The 1930s were marked by the Great Depression (1929-32), which put urban progress on hold and saw many workers lose their homes and their livelihoods. It doesn't take much imagination to find echoes of these times in a drawing such as Sydney Harbour, McMahons Point (1932), with its lonely figure of a swagman set against a glimpse of the harbour. The same melancholy atmosphere is present in The Hillside (1934), another picture in which a solitary figure strolls along a dirt road, with the shadowy forms of the city looming in the distance.

In interpreting such drawings one must be wary of Ruskin's "pathetic fallacy", which imparts one's own sentimental feelings onto the landscape. Yet with Rees such thoughts seem justified because – regardless of their mind-boggling precision – these pictures are full of feeling.

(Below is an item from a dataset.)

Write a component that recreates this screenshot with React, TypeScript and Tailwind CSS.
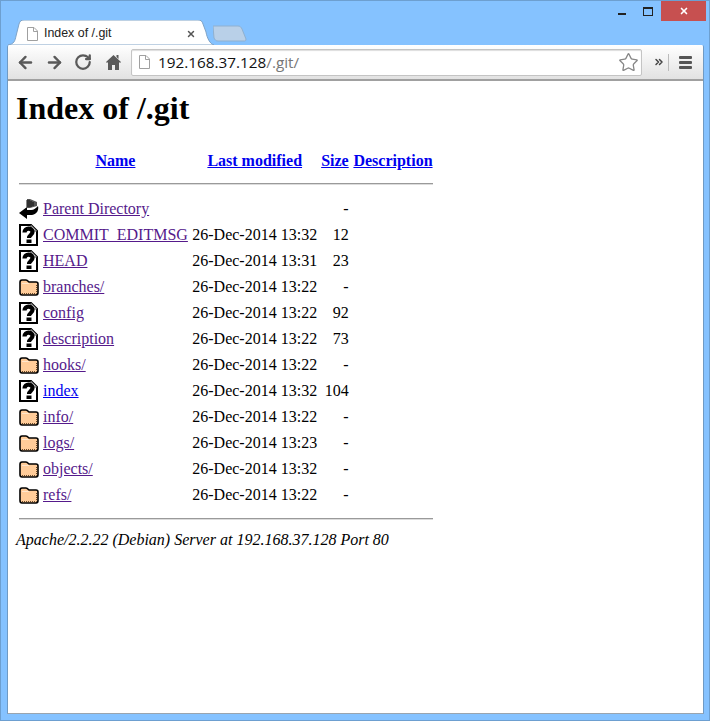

One can see this in his many versions of the rocky outcrop of Balls Head or the gnarled, heroic fig trees that stand like sentinels around the harbour. These are not mere records of local scenery, but symbols of resilience. "I had a great sense of belonging with the figs and Balls Head," he wrote. "I felt like embracing them to me."

As the old tree has withstood generations of wind and rain, so too will people withstand the privations of the Depression – even the homeless who gather at Balls Head in makeshift humpies. So too would Rees overcome his grief and illness, and find his vocation as an artist.

In the book that accompanies this show it is often noted that Rees did not simply draw what met his eyes. He allowed himself the freedom of selecting and combining, omitting details that distracted from the composition. "I have never been exactly topographical," he modestly explained.

Although he drew like Ingres, by temperament Rees was a Romantic. This is made clear in his preference for depopulated views of a city that must have been swarming with people. There is a deliberately antiquated feel to these pictures, which concentrate on aspects of nature and the silhouettes of distant buildings rather than the life of the streets.

Rees was born and raised in Brisbane, but few artists have been more acutely sensitive to Sydney's attractions. It was love at first sight when he gazed at Sydney Harbour from a boat bound for Melbourne in 1916. During his many years living in the city he explored its foreshores and byways with a thoroughness few artists could match. His admiration for Sydney's fig trees has been shared by every generation who protest fiercely whenever one of these monoliths is cut down.

Rees is the laureate of the fig tree, which takes on a monumental presence in drawing after drawing. He loved these trees not only for their sculptural qualities but as metaphysical entities. In his own words: "I'm constantly thinking of the miracle of endlessness, and I look upon every bit of nature as a symbol of eternity."

Perhaps the lesson in these remarkable works is that an artist can connect with the cosmos through the most rigorous attention to the natural world.